We also find the second assignment of error well taken. Under Civ.R. 60(B)(5), the court should have granted appellant’s motion for relief from judgment. Such relief would be justified on the ground that the court had no authority to adjudicate the rights of a senior lienholder not a party to the action.

Thus, the court’s judgment against appellant is not only voidable for good cause shown pursuant to Civ.R. 60(B), but also void as having been rendered without the authority to do so. A trial court simply has no jurisdiction to render a judgment against one who was not a party to the action, and a movant against whom such a judgment has been rendered is “entitled to have the judgment vacated.” State ex rel. Ballard v. O’Donnell (1990), 50 Ohio St.3d 182, 184, 553 N.E.2d 650, 652. The second assignment of error is sustained.

Having found prejudice to appellant in the particulars assigned and argued, we reverse the judgment of the trial court and remand the case to that court for proceedings consistent with this opinion.
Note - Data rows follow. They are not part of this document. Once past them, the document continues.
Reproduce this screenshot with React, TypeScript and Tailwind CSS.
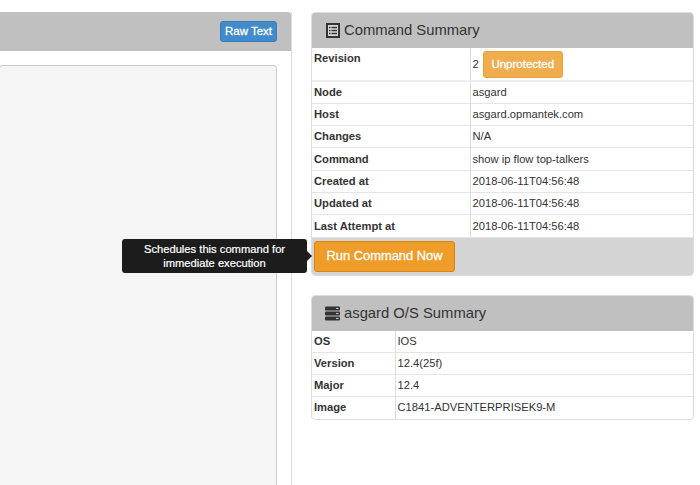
const font = { fontFamily: '"Liberation Sans", Arial, sans-serif' };

const summaryRows = [
  ["Node", "asgard"],
  ["Host", "asgard.opmantek.com"],
  ["Changes", "N/A"],
  ["Command", "show ip flow top-talkers"],
  ["Created at", "2018-06-11T04:56:48"],
  ["Updated at", "2018-06-11T04:56:48"],
  ["Last Attempt at", "2018-06-11T04:56:48"],
];

const osRows = [
  ["OS", "IOS"],
  ["Version", "12.4(25f)"],
  ["Major", "12.4"],
  ["Image", "C1841-ADVENTERPRISEK9-M"],
];

function ListIcon() {
  return (
    <svg width="14" height="15" viewBox="0 0 14 15" className="shrink-0">
      <rect x="0.5" y="0.5" width="13" height="14" fill="#d8d8d8" stroke="#333" />
      <rect x="1.5" y="1.5" width="11" height="12" fill="none" stroke="#333" />
      <path d="M3 4.5h1.5M3 7.5h1.5M3 10.5h1.5M5.5 4.5h5.5M5.5 7.5h5.5M5.5 10.5h5.5" stroke="#333" strokeWidth="1.4" />
    </svg>
  );
}

function ServerIcon() {
  return (
    <svg width="15" height="15" viewBox="0 0 15 15" className="shrink-0">
      <rect x="0" y="0.5" width="15" height="4" rx="1" fill="#333" />
      <rect x="0" y="5.5" width="15" height="4" rx="1" fill="#333" />
      <rect x="0" y="10.5" width="15" height="4" rx="1" fill="#333" />
      <path d="M11 2.5h2.5M11 7.5h2.5M11 12.5h2.5" stroke="#ccc" strokeWidth="1" />
    </svg>
  );
}

export default function App() {
  return (
    <div className="relative flex h-[485px] w-[700px] items-start overflow-hidden bg-white text-[#333]" style={font}>
      <section className="mt-3 flex h-[473px] w-[292px] shrink-0 flex-col border-r border-[#dddddd]">
        <div className="flex h-[39px] shrink-0 items-center justify-end rounded-tr-[3px] bg-[#c0c0c0] pr-[14px]">
          <button className="h-[21px] w-[57px] rounded-[3px] border border-[#357ebd] bg-[#428bca] text-[11.5px] text-white [-webkit-text-stroke:0.3px_white]">
            Raw Text
          </button>
        </div>
        <div className="pt-[14px] pr-[14px]">
          <div className="-ml-px h-[500px] rounded-[3px] border border-[#cccccc] bg-[#f5f5f5]" />
        </div>
      </section>

      <div className="ml-[19px] flex w-[383px] shrink-0 flex-col gap-[19px] pt-3">
        <section className="overflow-hidden rounded border border-[#dddddd] bg-white">
          <div className="flex h-[35px] items-center gap-[4px] bg-[#c0c0c0] pl-[14px] text-[14.8px]">
            <ListIcon />
            <span>Command Summary</span>
          </div>
          <table className="w-full border-collapse text-[11.2px]">
            <tbody>
              <tr className="h-[33px] border-b-2 border-[#eeeeee] align-top">
                <th className="w-[158px] border-r border-[#dddddd] px-[2px] pt-[2px] text-left font-bold">Revision</th>
                <td className="px-[2px] pt-[3px]">
                  <div className="flex items-start gap-[4px]">
                    <span className="mt-[5px]">2</span>
                    <span className="flex h-[27px] w-[80px] items-center justify-center rounded-[3px] border border-[#eea236] bg-[#f0ad4e] text-[11.5px] text-white [-webkit-text-stroke:0.3px_white]">
                      Unprotected
                    </span>
                  </div>
                </td>
              </tr>
              {summaryRows.map(([label, value]) => (
                <tr key={label} className="h-[22.3px] border-b border-[#e4e4e4]">
                  <th className="border-r border-[#dddddd] px-[2px] text-left font-bold">{label}</th>
                  <td className="px-[2px]">{value}</td>
                </tr>
              ))}
            </tbody>
          </table>
          <div className="bg-[#d4d4d4] px-[2px] py-[3px]">
            <button className="h-[31px] w-[141px] rounded-[3px] border border-[#d58512] bg-[#f09c28] text-[12.9px] text-white [-webkit-text-stroke:0.3px_white]">
              Run Command Now
            </button>
          </div>
        </section>

        <section className="overflow-hidden rounded border border-[#dddddd] bg-white">
          <div className="flex h-[35px] items-center gap-[4px] bg-[#c0c0c0] pl-[13px] text-[14.8px]">
            <ServerIcon />
            <span>asgard O/S Summary</span>
          </div>
          <table className="w-full border-collapse text-[11.2px]">
            <tbody>
              {osRows.map(([label, value]) => (
                <tr key={label} className="h-[22px] border-b border-[#e4e4e4] last:border-b-0">
                  <th className="w-[83px] border-r border-[#dddddd] px-[2px] text-left font-bold">{label}</th>
                  <td className="px-[2px]">{value}</td>
                </tr>
              ))}
            </tbody>
          </table>
        </section>
      </div>

      <div className="absolute top-[239px] left-[122px] flex h-[34px] w-[185px] items-center justify-center rounded-[3px] bg-[#1c1c1c] text-center text-[11.2px] leading-[14px] text-white [-webkit-text-stroke:0.2px_white]">
        Schedules this command for
        <br />
        immediate execution
        <span className="absolute top-[12px] -right-[5px] h-0 w-0 border-y-[5px] border-l-[5px] border-y-transparent border-l-[#1c1c1c]" />
      </div>
    </div>
  );
}
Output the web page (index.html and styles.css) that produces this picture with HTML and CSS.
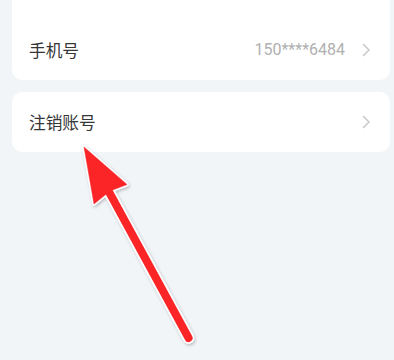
FILE: index.html
```html
<!DOCTYPE html>
<html lang="zh-CN">
<head>
<meta charset="utf-8">
<title>账号设置</title>
<link rel="stylesheet" href="styles.css">
</head>
<body>
<div class="page">
  <div class="card card-top">
    <div class="row">
      <span class="label">手机号</span>
      <span class="right">
        <span class="value">150****6484</span>
        <svg class="chev" width="9" height="14" viewBox="0 0 9 14"><polyline points="1.5,1.5 7,7 1.5,12.5" fill="none" stroke="#c6c8cc" stroke-width="1.5" stroke-linecap="round" stroke-linejoin="round"/></svg>
      </span>
    </div>
  </div>
  <div class="card">
    <div class="row">
      <span class="label">注销账号</span>
      <span class="right">
        <svg class="chev" width="9" height="14" viewBox="0 0 9 14"><polyline points="1.5,1.5 7,7 1.5,12.5" fill="none" stroke="#c6c8cc" stroke-width="1.5" stroke-linecap="round" stroke-linejoin="round"/></svg>
      </span>
    </div>
  </div>
</div>
<svg class="arrow" width="394" height="360" viewBox="0 0 394 360">
  <defs>
    <filter id="sh" x="-20%" y="-20%" width="140%" height="140%">
      <feDropShadow dx="1" dy="1.5" stdDeviation="1.5" flood-color="#000" flood-opacity="0.25"/>
    </filter>
  </defs>
  <g filter="url(#sh)">
    <line x1="108" y1="190" x2="188.6" y2="338" stroke="#fff" stroke-width="11.5" stroke-linecap="round"/>
    <polygon points="84,147 127,184.5 110,191 94,204" fill="#fff" stroke="#fff" stroke-width="3.5" stroke-linejoin="round"/>
  </g>
  <line x1="108" y1="190" x2="188.6" y2="338" stroke="#fb2528" stroke-width="8" stroke-linecap="round"/>
  <polygon points="84,147 127,184.5 110,191 94,204" fill="#fb2528" stroke="#fb2528" stroke-width="0.5" stroke-linejoin="round"/>
</svg>
</body>
</html>
```
FILE: styles.css
```css
html, body {
  margin: 0;
  padding: 0;
  background: #f2f5f8;
}
body {
  width: 394px;
  height: 360px;
  overflow: hidden;
  position: relative;
  font-family: "Noto Sans CJK SC", "Noto Sans", sans-serif;
}
.page {
  display: flex;
  flex-direction: column;
  gap: 12px;
  padding: 0 4px 0 12px;
}
.card {
  background: #fff;
  border-radius: 10px;
}
.card-top {
  border-radius: 0 0 10px 10px;
  padding-top: 20px;
}
.row {
  height: 60px;
  display: flex;
  align-items: center;
  justify-content: space-between;
  padding: 0 19px 0 17px;
}
.label {
  font-size: 16.7px;
  color: #363636;
  line-height: 1;
}
.right {
  display: flex;
  align-items: center;
  gap: 17px;
}
.value {
  font-family: Roboto, "Liberation Sans", sans-serif;
  font-size: 16px;
  color: #b0b0b0;
  line-height: 1;
}
.chev {
  display: block;
}
.arrow {
  position: absolute;
  left: 0;
  top: 0;
  pointer-events: none;
}
```
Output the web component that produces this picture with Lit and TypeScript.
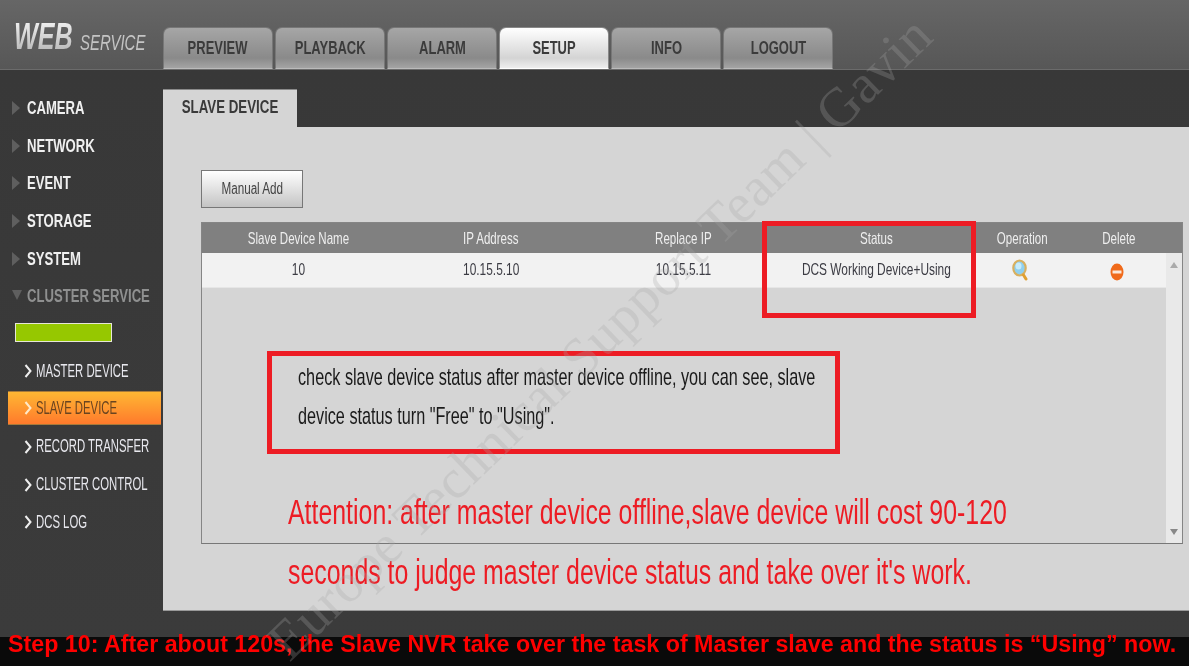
import { LitElement, html, css } from "lit";
import { customElement } from "lit/decorators.js";

@customElement("app-root")
export class AppRoot extends LitElement {
  static styles = css`
    :host { display: block; position: relative; width: 1189px; height: 666px; overflow: hidden; background: #383838; font-family: "Liberation Sans", Arial, sans-serif; filter: blur(.35px); }
    .s { display: inline-block; white-space: nowrap; transform: scaleX(.7); transform-origin: center; }
    .sl { transform-origin: left center; }
    header { height: 70px; box-sizing: border-box; display: flex; background: linear-gradient(#666, #575757); border-bottom: 1px solid #6b6b6b; }
    .logo { width: 163px; padding: 13px 0 0 14px; box-sizing: border-box; font-style: italic; white-space: nowrap; display: flex; align-items: flex-start; }
    .logo .web { font-size: 37px; font-weight: bold; line-height: 48px; padding-right: 6px; transform: scaleX(.68); transform-origin: left center; margin-right: -26px; background: linear-gradient(#fff, #a8a8a8); -webkit-background-clip: text; background-clip: text; color: transparent; }
    .logo .svc { font-size: 22px; line-height: 30px; margin-top: 15px; color: #c4c4c4; transform: scaleX(.68); transform-origin: left center; }
    nav { display: flex; gap: 2px; padding-top: 27px; }
    .tab { width: 110px; height: 42px; box-sizing: border-box; display: flex; align-items: center; justify-content: center; padding-top: 1px; border-radius: 7px 7px 0 0; background: linear-gradient(#a6a6a6, #8a8a8a 75%, #a4a4a4); border: 1px solid #777; border-bottom: 1px solid #bbb; color: #3b3b3b; font-weight: bold; font-size: 18px; }
    .tab .s { transform: scaleX(.72); }
    .tab.on { background: linear-gradient(#fff, #d4d4d4 75%, #eee); border-color: #888; border-bottom-color: #fff; }
    .body { display: flex; height: 567px; background: linear-gradient(#383838, #3b3b3b); }
    aside { width: 163px; flex: none; padding-top: 19px; box-sizing: border-box; }
    .item { height: 37.7px; display: flex; align-items: center; padding-left: 27px; position: relative; color: #f0f0f0; font-weight: bold; font-size: 19px; }
    .item .s { transform: scaleX(.69); }
    .item.dim { color: #8f9090; }
    .tri { position: absolute; left: 12px; top: 12px; border-left: 8px solid #5f5f5f; border-top: 7px solid transparent; border-bottom: 7px solid transparent; }
    .tri.down { border-top: 10px solid #5f5f5f; border-left: 5px solid transparent; border-right: 5px solid transparent; border-bottom: 0; left: 12px; top: 13px; }
    .green { width: 97px; height: 19px; box-sizing: border-box; margin: 8px 0 0 15px; background: #96c800; border: 1px solid #e6e6d8; }
    .subs { margin-top: 10px; }
    .sub { height: 37.8px; display: flex; align-items: center; gap: 4px; padding-left: 24px; color: #e8e8ee; font-size: 18px; }
    .sub svg { flex: none; width: 8px; height: 14px; }
    .sub .s { transform: scaleX(.63); }
    .sub.on { height: 34px; box-sizing: border-box; margin: 1px 2px 3px 8px; padding-left: 16px; padding-top: 1px; color: #6a4420; background: linear-gradient(#ffb733, #ff7a2c); border: 1px solid #a87a3a; border-width: 1px 0 1px 0; }
    main { flex: 1; padding-top: 19px; }
    .ptab { width: 134px; height: 38px; display: flex; align-items: center; justify-content: center; padding-bottom: 4px; box-sizing: border-box; background: #d5d5d5; border-top: 1px solid #8a8a8a; color: #3a3a3a; font-weight: bold; font-size: 19px; }
    .panel { height: 484px; box-sizing: border-box; background: #d5d5d5; border-bottom: 1px solid #999; padding: 43px 7px 0 38px; }
    .btn { width: 102px; height: 38px; display: flex; align-items: center; justify-content: center; box-sizing: border-box; border: 1px solid #777; background: linear-gradient(#fff, #c4c4c4); color: #444; font-size: 16px; }
    .btn .s { transform: scaleX(.73); }
    .table { margin-top: 14px; height: 322px; box-sizing: border-box; border: 1px solid #858585; border-bottom-color: #777; position: relative; }
    .row { display: grid; grid-template-columns: 193px 192px 193px 192px 100px 94px 16px; align-items: center; text-align: center; }
    .row > div { display: flex; align-items: center; justify-content: center; }
    .th { height: 30px; background: #808080; color: #eee; font-size: 16.5px; }
    .td { height: 35px; color: #3c3c44; font-size: 17px; background: linear-gradient(to right, #f2f2f2 964px, transparent 964px); border-bottom: 1px solid #e6e6e6; box-sizing: border-box; }
    .op { margin-right: 4px; }
    .del { margin: 3px 5px 0 0; }
    .scroll { position: absolute; right: 0; top: 30px; bottom: 0; width: 16px; background: #e9e9e9; }
    .up, .dn { position: absolute; left: 4px; border-left: 4px solid transparent; border-right: 4px solid transparent; }
    .up { top: 9px; border-bottom: 6px solid #aaa; }
    .dn { bottom: 8px; border-top: 6px solid #888; }
    .foot { height: 29px; background: #0a0a0a; }
    .rbox { position: absolute; box-sizing: border-box; border: 5px solid #ed1c24; }
    .status { left: 762px; top: 221px; width: 214px; height: 97px; }
    .noteb { left: 267px; top: 351px; width: 573px; height: 103px; }
    .note { position: absolute; left: 298px; top: 357px; color: #1a1a1a; font-size: 24px; line-height: 39px; white-space: nowrap; }
    .note .s { display: block; width: max-content; transform: scaleX(.676); }
    .attn { position: absolute; left: 288px; top: 482px; color: #ed1c24; font-size: 35px; line-height: 60px; white-space: nowrap; }
    .attn .s { display: block; width: max-content; transform: scaleX(.711); }
    .step { position: absolute; left: 8px; top: 630px; color: #f00; font-weight: bold; font-size: 23.24px; line-height: 28px; white-space: nowrap; }
    .wm { position: absolute; left: 120px; top: 305px; width: 960px; text-align: center; font-family: "Liberation Serif", serif; font-size: 55px; line-height: 66px; letter-spacing: .5px; white-space: nowrap; color: rgba(165,165,165,.27); transform: rotate(-44deg); pointer-events: none; }
  `;

  render() {
    const tabs = ["PREVIEW", "PLAYBACK", "ALARM", "SETUP", "INFO", "LOGOUT"];
    const top = ["CAMERA", "NETWORK", "EVENT", "STORAGE", "SYSTEM"];
    const subs = ["MASTER DEVICE", "SLAVE DEVICE", "RECORD TRANSFER", "CLUSTER CONTROL", "DCS LOG"];
    const chev = (c: string) => html`<svg viewBox="0 0 8 14"><path d="M1.5 1 L6.5 7 L1.5 13" fill="none" stroke=${c} stroke-width="2"/></svg>`;
    return html`
      <header>
        <div class="logo"><span class="web">WEB</span><span class="svc">SERVICE</span></div>
        <nav>${tabs.map((t) => html`<div class="tab ${t === "SETUP" ? "on" : ""}"><span class="s">${t}</span></div>`)}</nav>
      </header>
      <div class="body">
        <aside>
          ${top.map((t) => html`<div class="item"><i class="tri"></i><span class="s sl">${t}</span></div>`)}
          <div class="item dim"><i class="tri down"></i><span class="s sl">CLUSTER SERVICE</span></div>
          <div class="green"></div>
          <div class="subs">
            ${subs.map((t) => html`<div class="sub ${t === "SLAVE DEVICE" ? "on" : ""}">${chev(t === "SLAVE DEVICE" ? "#ffe9c8" : "#eee")}<span class="s sl">${t}</span></div>`)}
          </div>
        </aside>
        <main>
          <div class="ptab"><span class="s">SLAVE DEVICE</span></div>
          <div class="panel">
            <div class="btn"><span class="s">Manual Add</span></div>
            <div class="table">
              <div class="row th">
                ${["Slave Device Name", "IP Address", "Replace IP", "Status", "Operation", "Delete"].map((h) => html`<div><span class="s">${h}</span></div>`)}
              </div>
              <div class="row td">
                ${["10", "10.15.5.10", "10.15.5.11", "DCS Working Device+Using"].map((c) => html`<div><span class="s">${c}</span></div>`)}
                <div>
                  <svg class="op" width="16" height="22" viewBox="0 0 16 22">
                    <ellipse cx="7.5" cy="9" rx="6.2" ry="7.5" fill="#8fd0f0" stroke="#d8b060" stroke-width="2.2"/>
                    <ellipse cx="6.5" cy="7" rx="3" ry="3.5" fill="#c8ecfa"/>
                    <path d="M11.5 16 L14 20" stroke="#e0a030" stroke-width="3" stroke-linecap="round"/>
                  </svg>
                </div>
                <div>
                  <svg class="del" width="14" height="18" viewBox="0 0 14 18">
                    <ellipse cx="7" cy="9" rx="6.5" ry="8.5" fill="#f06a1a"/>
                    <rect x="2.5" y="7.5" width="9" height="3" fill="#fbe8d8"/>
                  </svg>
                </div>
              </div>
              <div class="scroll"><i class="up"></i><i class="dn"></i></div>
            </div>
          </div>
        </main>
      </div>
      <div class="foot"></div>
      <div class="note">
        <span class="s sl">check slave device status after master device offline, you can see, slave</span>
        <span class="s sl">device status turn "Free" to "Using".</span>
      </div>
      <div class="attn">
        <span class="s sl">Attention: after master device offline,slave device will cost 90-120</span>
        <span class="s sl">seconds to judge master device status and take over it's work.</span>
      </div>
      <div class="rbox status"></div>
      <div class="rbox noteb"></div>
      <div class="step">Step 10: After about 120s, the Slave NVR take over the task of Master slave and the status is “Using” now.</div>
      <div class="wm">Europe Technical Support Team | Gavin</div>
    `;
  }
}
Judgment reversed and cause remanded.

Hadley, P.J., and Shaw, J., concur. 
      
      . We note that vacation of the judgment would result in a situation wherein the purchaser of the property at issue owns the property subject to appellant’s mortgage. Such result is surely not prejudicial to one who purchased property at a sheriff’s sale when, as indicated by documents submitted by appellant in support of its motion, the subject mortgage was at all relevant times easily discoverable through a simple title search.